Stated task:
Transcribe the lines below verbatim, skipping the images.

Source excerpt:
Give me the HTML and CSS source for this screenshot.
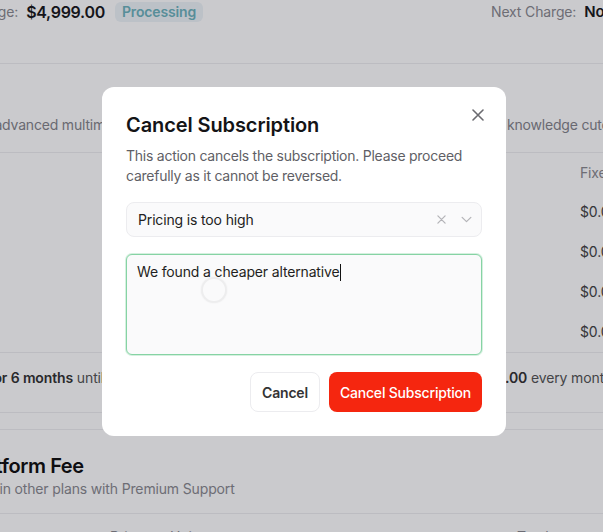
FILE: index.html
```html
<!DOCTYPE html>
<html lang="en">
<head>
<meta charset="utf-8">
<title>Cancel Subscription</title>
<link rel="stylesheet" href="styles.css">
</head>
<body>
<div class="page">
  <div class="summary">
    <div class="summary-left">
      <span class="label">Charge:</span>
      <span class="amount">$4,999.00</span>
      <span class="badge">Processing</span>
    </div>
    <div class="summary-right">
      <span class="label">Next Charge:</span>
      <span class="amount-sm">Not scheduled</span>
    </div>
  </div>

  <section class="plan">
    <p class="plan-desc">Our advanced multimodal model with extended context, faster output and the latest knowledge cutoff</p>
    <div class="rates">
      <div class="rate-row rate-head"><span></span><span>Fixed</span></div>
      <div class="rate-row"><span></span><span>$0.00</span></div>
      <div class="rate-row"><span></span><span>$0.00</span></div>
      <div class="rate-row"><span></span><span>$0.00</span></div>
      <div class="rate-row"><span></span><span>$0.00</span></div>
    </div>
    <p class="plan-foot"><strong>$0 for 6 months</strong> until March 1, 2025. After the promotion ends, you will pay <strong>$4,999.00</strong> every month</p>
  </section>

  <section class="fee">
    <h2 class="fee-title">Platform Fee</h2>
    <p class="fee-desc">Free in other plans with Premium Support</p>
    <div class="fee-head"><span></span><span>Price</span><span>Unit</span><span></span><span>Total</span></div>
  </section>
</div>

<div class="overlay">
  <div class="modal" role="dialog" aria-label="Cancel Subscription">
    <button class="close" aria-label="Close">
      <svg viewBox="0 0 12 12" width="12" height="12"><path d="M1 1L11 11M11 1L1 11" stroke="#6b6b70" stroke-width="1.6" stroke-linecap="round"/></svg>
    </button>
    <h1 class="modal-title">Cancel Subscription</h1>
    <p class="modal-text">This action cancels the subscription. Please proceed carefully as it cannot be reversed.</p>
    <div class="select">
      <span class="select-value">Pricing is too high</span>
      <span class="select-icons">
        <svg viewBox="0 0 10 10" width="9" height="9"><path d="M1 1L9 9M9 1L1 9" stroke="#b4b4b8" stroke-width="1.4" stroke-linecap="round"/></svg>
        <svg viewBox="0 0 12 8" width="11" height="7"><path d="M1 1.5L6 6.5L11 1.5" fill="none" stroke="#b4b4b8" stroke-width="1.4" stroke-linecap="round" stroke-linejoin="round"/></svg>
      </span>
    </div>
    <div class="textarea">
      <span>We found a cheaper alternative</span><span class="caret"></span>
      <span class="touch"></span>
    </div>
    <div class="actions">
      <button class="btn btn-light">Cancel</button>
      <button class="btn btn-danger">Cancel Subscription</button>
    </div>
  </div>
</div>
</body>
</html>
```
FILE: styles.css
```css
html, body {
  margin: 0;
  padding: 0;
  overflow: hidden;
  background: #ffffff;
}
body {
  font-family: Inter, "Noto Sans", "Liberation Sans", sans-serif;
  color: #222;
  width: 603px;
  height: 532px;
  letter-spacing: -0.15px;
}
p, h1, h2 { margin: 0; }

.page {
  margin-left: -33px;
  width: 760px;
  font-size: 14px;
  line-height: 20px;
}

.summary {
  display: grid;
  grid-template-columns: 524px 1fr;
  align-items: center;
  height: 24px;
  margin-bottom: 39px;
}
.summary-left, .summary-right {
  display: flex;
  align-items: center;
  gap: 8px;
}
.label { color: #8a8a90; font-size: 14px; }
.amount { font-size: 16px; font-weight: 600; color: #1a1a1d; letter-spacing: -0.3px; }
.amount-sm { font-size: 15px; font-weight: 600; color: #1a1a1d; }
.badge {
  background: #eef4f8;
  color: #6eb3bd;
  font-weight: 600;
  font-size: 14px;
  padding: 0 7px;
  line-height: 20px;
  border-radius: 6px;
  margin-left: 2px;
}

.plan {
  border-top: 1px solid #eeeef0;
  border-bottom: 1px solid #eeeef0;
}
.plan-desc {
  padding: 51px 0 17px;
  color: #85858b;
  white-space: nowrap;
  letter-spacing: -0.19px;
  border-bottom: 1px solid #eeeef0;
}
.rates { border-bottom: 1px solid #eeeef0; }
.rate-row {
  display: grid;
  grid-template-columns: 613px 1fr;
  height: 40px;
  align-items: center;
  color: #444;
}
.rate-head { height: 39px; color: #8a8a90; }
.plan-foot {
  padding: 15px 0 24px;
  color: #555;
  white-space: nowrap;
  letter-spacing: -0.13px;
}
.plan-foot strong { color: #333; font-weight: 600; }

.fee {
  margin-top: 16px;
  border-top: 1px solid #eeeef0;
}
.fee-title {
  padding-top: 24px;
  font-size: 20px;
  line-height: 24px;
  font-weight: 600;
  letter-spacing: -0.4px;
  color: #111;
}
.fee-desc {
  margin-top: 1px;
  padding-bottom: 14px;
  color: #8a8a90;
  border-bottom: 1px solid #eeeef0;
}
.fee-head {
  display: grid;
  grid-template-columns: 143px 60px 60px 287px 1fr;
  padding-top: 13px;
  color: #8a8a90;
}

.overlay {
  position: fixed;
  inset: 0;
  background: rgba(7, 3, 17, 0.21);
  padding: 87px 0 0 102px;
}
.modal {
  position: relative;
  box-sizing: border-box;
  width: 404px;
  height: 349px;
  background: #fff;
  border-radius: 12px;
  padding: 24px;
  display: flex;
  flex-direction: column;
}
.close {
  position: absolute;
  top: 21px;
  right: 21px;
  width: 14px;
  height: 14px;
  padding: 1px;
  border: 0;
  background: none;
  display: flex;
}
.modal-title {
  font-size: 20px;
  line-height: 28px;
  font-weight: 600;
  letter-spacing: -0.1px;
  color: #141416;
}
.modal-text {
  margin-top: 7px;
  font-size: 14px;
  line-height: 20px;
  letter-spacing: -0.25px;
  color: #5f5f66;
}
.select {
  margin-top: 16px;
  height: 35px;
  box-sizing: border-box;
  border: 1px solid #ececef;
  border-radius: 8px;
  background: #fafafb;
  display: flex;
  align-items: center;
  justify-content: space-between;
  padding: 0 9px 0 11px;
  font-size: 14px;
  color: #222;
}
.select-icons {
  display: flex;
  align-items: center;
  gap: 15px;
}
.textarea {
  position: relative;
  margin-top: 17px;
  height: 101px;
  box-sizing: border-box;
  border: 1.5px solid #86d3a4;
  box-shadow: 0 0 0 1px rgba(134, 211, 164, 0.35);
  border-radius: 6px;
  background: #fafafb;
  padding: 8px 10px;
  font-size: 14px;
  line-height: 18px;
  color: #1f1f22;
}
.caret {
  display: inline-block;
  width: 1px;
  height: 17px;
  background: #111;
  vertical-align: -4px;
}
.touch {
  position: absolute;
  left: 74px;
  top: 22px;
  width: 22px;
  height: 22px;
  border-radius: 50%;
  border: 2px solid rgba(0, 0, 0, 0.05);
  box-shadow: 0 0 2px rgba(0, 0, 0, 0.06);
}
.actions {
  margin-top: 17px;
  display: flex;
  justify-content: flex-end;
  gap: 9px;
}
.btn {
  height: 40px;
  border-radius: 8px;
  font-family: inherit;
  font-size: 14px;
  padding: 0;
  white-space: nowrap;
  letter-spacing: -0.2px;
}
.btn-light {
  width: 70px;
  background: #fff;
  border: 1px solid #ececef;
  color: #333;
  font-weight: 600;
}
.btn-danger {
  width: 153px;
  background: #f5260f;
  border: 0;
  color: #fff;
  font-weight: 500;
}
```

Result for this exercise:
Give me the HTML and CSS source for this screenshot.
FILE: index.html
```html
<!DOCTYPE html>
<html lang="en">
<head>
<meta charset="utf-8">
<title>Cancel Subscription</title>
<link rel="stylesheet" href="styles.css">
</head>
<body>
<div class="page">
  <div class="summary">
    <div class="summary-left">
      <span class="label">Charge:</span>
      <span class="amount">$4,999.00</span>
      <span class="badge">Processing</span>
    </div>
    <div class="summary-right">
      <span class="label">Next Charge:</span>
      <span class="amount-sm">Not scheduled</span>
    </div>
  </div>

  <section class="plan">
    <p class="plan-desc">Our advanced multimodal model with extended context, faster output and the latest knowledge cutoff</p>
    <div class="rates">
      <div class="rate-row rate-head"><span></span><span>Fixed</span></div>
      <div class="rate-row"><span></span><span>$0.00</span></div>
      <div class="rate-row"><span></span><span>$0.00</span></div>
      <div class="rate-row"><span></span><span>$0.00</span></div>
      <div class="rate-row"><span></span><span>$0.00</span></div>
    </div>
    <p class="plan-foot"><strong>$0 for 6 months</strong> until March 1, 2025. After the promotion ends, you will pay <strong>$4,999.00</strong> every month</p>
  </section>

  <section class="fee">
    <h2 class="fee-title">Platform Fee</h2>
    <p class="fee-desc">Free in other plans with Premium Support</p>
    <div class="fee-head"><span></span><span>Price</span><span>Unit</span><span></span><span>Total</span></div>
  </section>
</div>

<div class="overlay">
  <div class="modal" role="dialog" aria-label="Cancel Subscription">
    <button class="close" aria-label="Close">
      <svg viewBox="0 0 12 12" width="12" height="12"><path d="M1 1L11 11M11 1L1 11" stroke="#6b6b70" stroke-width="1.6" stroke-linecap="round"/></svg>
    </button>
    <h1 class="modal-title">Cancel Subscription</h1>
    <p class="modal-text">This action cancels the subscription. Please proceed carefully as it cannot be reversed.</p>
    <div class="select">
      <span class="select-value">Pricing is too high</span>
      <span class="select-icons">
        <svg viewBox="0 0 10 10" width="9" height="9"><path d="M1 1L9 9M9 1L1 9" stroke="#b4b4b8" stroke-width="1.4" stroke-linecap="round"/></svg>
        <svg viewBox="0 0 12 8" width="11" height="7"><path d="M1 1.5L6 6.5L11 1.5" fill="none" stroke="#b4b4b8" stroke-width="1.4" stroke-linecap="round" stroke-linejoin="round"/></svg>
      </span>
    </div>
    <div class="textarea">
      <span>We found a cheaper alternative</span><span class="caret"></span>
      <span class="touch"></span>
    </div>
    <div class="actions">
      <button class="btn btn-light">Cancel</button>
      <button class="btn btn-danger">Cancel Subscription</button>
    </div>
  </div>
</div>
</body>
</html>
```
FILE: styles.css
```css
html, body {
  margin: 0;
  padding: 0;
  overflow: hidden;
  background: #ffffff;
}
body {
  font-family: Inter, "Noto Sans", "Liberation Sans", sans-serif;
  color: #222;
  width: 603px;
  height: 532px;
  letter-spacing: -0.15px;
}
p, h1, h2 { margin: 0; }

.page {
  margin-left: -33px;
  width: 760px;
  font-size: 14px;
  line-height: 20px;
}

.summary {
  display: grid;
  grid-template-columns: 524px 1fr;
  align-items: center;
  height: 24px;
  margin-bottom: 39px;
}
.summary-left, .summary-right {
  display: flex;
  align-items: center;
  gap: 8px;
}
.label { color: #8a8a90; font-size: 14px; }
.amount { font-size: 16px; font-weight: 600; color: #1a1a1d; letter-spacing: -0.3px; }
.amount-sm { font-size: 15px; font-weight: 600; color: #1a1a1d; }
.badge {
  background: #eef4f8;
  color: #6eb3bd;
  font-weight: 600;
  font-size: 14px;
  padding: 0 7px;
  line-height: 20px;
  border-radius: 6px;
  margin-left: 2px;
}

.plan {
  border-top: 1px solid #eeeef0;
  border-bottom: 1px solid #eeeef0;
}
.plan-desc {
  padding: 51px 0 17px;
  color: #85858b;
  white-space: nowrap;
  letter-spacing: -0.19px;
  border-bottom: 1px solid #eeeef0;
}
.rates { border-bottom: 1px solid #eeeef0; }
.rate-row {
  display: grid;
  grid-template-columns: 613px 1fr;
  height: 40px;
  align-items: center;
  color: #444;
}
.rate-head { height: 39px; color: #8a8a90; }
.plan-foot {
  padding: 15px 0 24px;
  color: #555;
  white-space: nowrap;
  letter-spacing: -0.13px;
}
.plan-foot strong { color: #333; font-weight: 600; }

.fee {
  margin-top: 16px;
  border-top: 1px solid #eeeef0;
}
.fee-title {
  padding-top: 24px;
  font-size: 20px;
  line-height: 24px;
  font-weight: 600;
  letter-spacing: -0.4px;
  color: #111;
}
.fee-desc {
  margin-top: 1px;
  padding-bottom: 14px;
  color: #8a8a90;
  border-bottom: 1px solid #eeeef0;
}
.fee-head {
  display: grid;
  grid-template-columns: 143px 60px 60px 287px 1fr;
  padding-top: 13px;
  color: #8a8a90;
}

.overlay {
  position: fixed;
  inset: 0;
  background: rgba(7, 3, 17, 0.21);
  padding: 87px 0 0 102px;
}
.modal {
  position: relative;
  box-sizing: border-box;
  width: 404px;
  height: 349px;
  background: #fff;
  border-radius: 12px;
  padding: 24px;
  display: flex;
  flex-direction: column;
}
.close {
  position: absolute;
  top: 21px;
  right: 21px;
  width: 14px;
  height: 14px;
  padding: 1px;
  border: 0;
  background: none;
  display: flex;
}
.modal-title {
  font-size: 20px;
  line-height: 28px;
  font-weight: 600;
  letter-spacing: -0.1px;
  color: #141416;
}
.modal-text {
  margin-top: 7px;
  font-size: 14px;
  line-height: 20px;
  letter-spacing: -0.25px;
  color: #5f5f66;
}
.select {
  margin-top: 16px;
  height: 35px;
  box-sizing: border-box;
  border: 1px solid #ececef;
  border-radius: 8px;
  background: #fafafb;
  display: flex;
  align-items: center;
  justify-content: space-between;
  padding: 0 9px 0 11px;
  font-size: 14px;
  color: #222;
}
.select-icons {
  display: flex;
  align-items: center;
  gap: 15px;
}
.textarea {
  position: relative;
  margin-top: 17px;
  height: 101px;
  box-sizing: border-box;
  border: 1.5px solid #86d3a4;
  box-shadow: 0 0 0 1px rgba(134, 211, 164, 0.35);
  border-radius: 6px;
  background: #fafafb;
  padding: 8px 10px;
  font-size: 14px;
  line-height: 18px;
  color: #1f1f22;
}
.caret {
  display: inline-block;
  width: 1px;
  height: 17px;
  background: #111;
  vertical-align: -4px;
}
.touch {
  position: absolute;
  left: 74px;
  top: 22px;
  width: 22px;
  height: 22px;
  border-radius: 50%;
  border: 2px solid rgba(0, 0, 0, 0.05);
  box-shadow: 0 0 2px rgba(0, 0, 0, 0.06);
}
.actions {
  margin-top: 17px;
  display: flex;
  justify-content: flex-end;
  gap: 9px;
}
.btn {
  height: 40px;
  border-radius: 8px;
  font-family: inherit;
  font-size: 14px;
  padding: 0;
  white-space: nowrap;
  letter-spacing: -0.2px;
}
.btn-light {
  width: 70px;
  background: #fff;
  border: 1px solid #ececef;
  color: #333;
  font-weight: 600;
}
.btn-danger {
  width: 153px;
  background: #f5260f;
  border: 0;
  color: #fff;
  font-weight: 500;
}
```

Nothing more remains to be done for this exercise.